We lay this chilly morning barely a mile off the sand dunes and gently rolling hills on the South African coast under glowering skies and light winds. The ship sailed lazy figure eights crossing a point where Lisa planned to plant a bottom lander containing a pressure gauge which accurately measures sea-surface height. The ship maneuvered per her requests as she and Frank, the ship’s computer tech, ran a multi-beam sonar scan of the sea floor in the main lab searching for a flat, hard spot to safely place the instrument. A few of us watched the computer screen over their shoulders until—

“Have you seen the whales?” Joni asked. They’re right off the stern.”

Humpbacks, a mother and calf, rolled and cavorted in the whitecaps slapping those great, white pectoral fins, then their flukes, on the water. The mother repeatedly performed each action and the calf imitated her, or so it seemed to us. Was this a series of lessons in close-range communication? Or merely a morning’s play? Then forward of the mother and calf several more humpbacks breeched in unison halfway out of the water and fell back with explosions of spray. What did they make of this ship and those sonic pulses from the multi-beam? Did they agitate the whales? Or perhaps these big-brained animals, having been communicating acoustically epochs before the first proto-humans roamed the African savannah were amused by our primitive pulses.

“They’re my first whales,” said Konstantina with a sun-bright smile as I passed her my binocs.

The show ran for a half an hour before the performers moved off. There are moments like that out here when the ocean delights us with things otherwise unseen. And then there are those other times…

The wind blew about fifteen knots while we watched the whales. But soon after Robert, Mark, and their team launched the pressure sensor, the velocity lurched to thirty knots. When that happens here on the confused inshore edge of the Agulhas where water seems to flow in three different directions within a ship’s length, waves rear up very quickly. Melville commenced to roll. I mean really roll. She’s sailing light in fuel anyway, since at the close of this cruise, she’s scheduled for a shipyard stay in Durban. The fuel tanks, distributed lengthwise and low in the hull, might have afforded more stability if full. But these hulking seas on the beam would have rolled any ship her size.
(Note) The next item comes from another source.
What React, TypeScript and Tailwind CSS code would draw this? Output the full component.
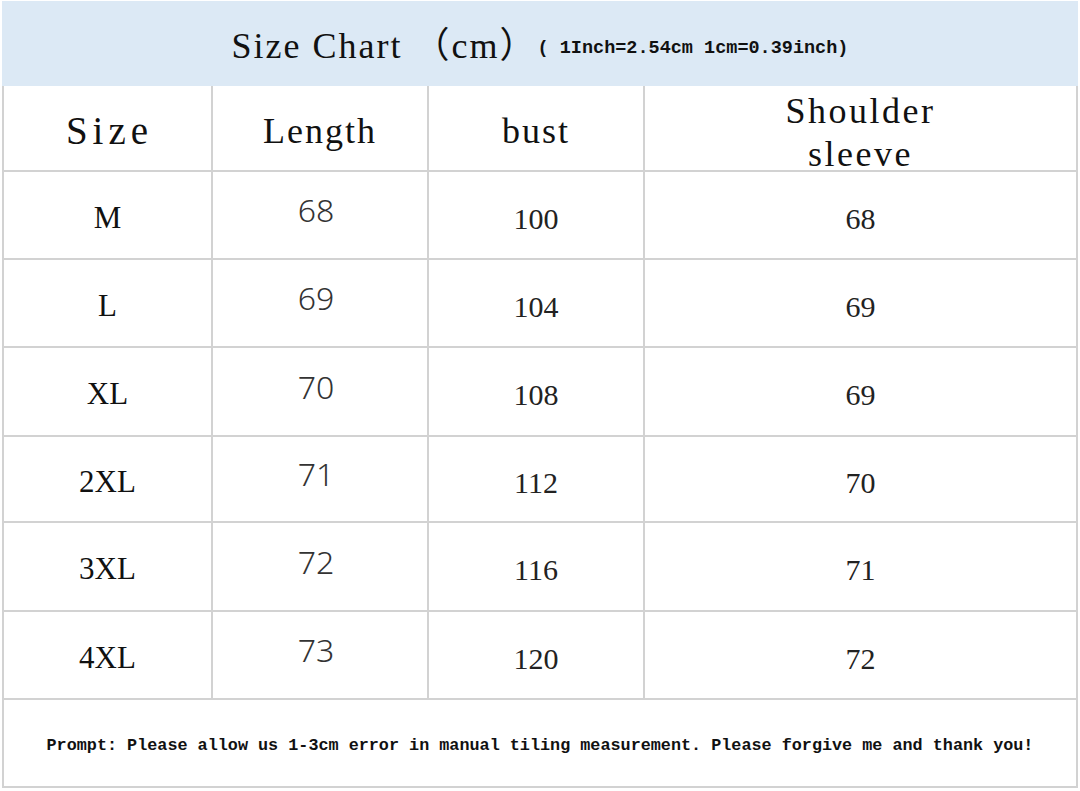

Things began to come adrift. Two-thousand-pound mooring balls, despite spider webs of lashing straps, slipped from their pallets, and a couple of spools of oceanographic wire shed their lashings at the bulwarks and rolled inboard with a savage will of their own and back again before members of the science staff managed to stifle them. Fortunately, even surprisingly, no one was injured and nothing was broken. But the seas, which didn’t lie down until after dinner, ended this day’s work.

Here in the course of several hours we’d witnessed a span of ocean experience from the sublime to the chaotic. Things change quickly, and that’s another reason why mariners and oceanographers, another breed of mariner, tend to be professionally conservative.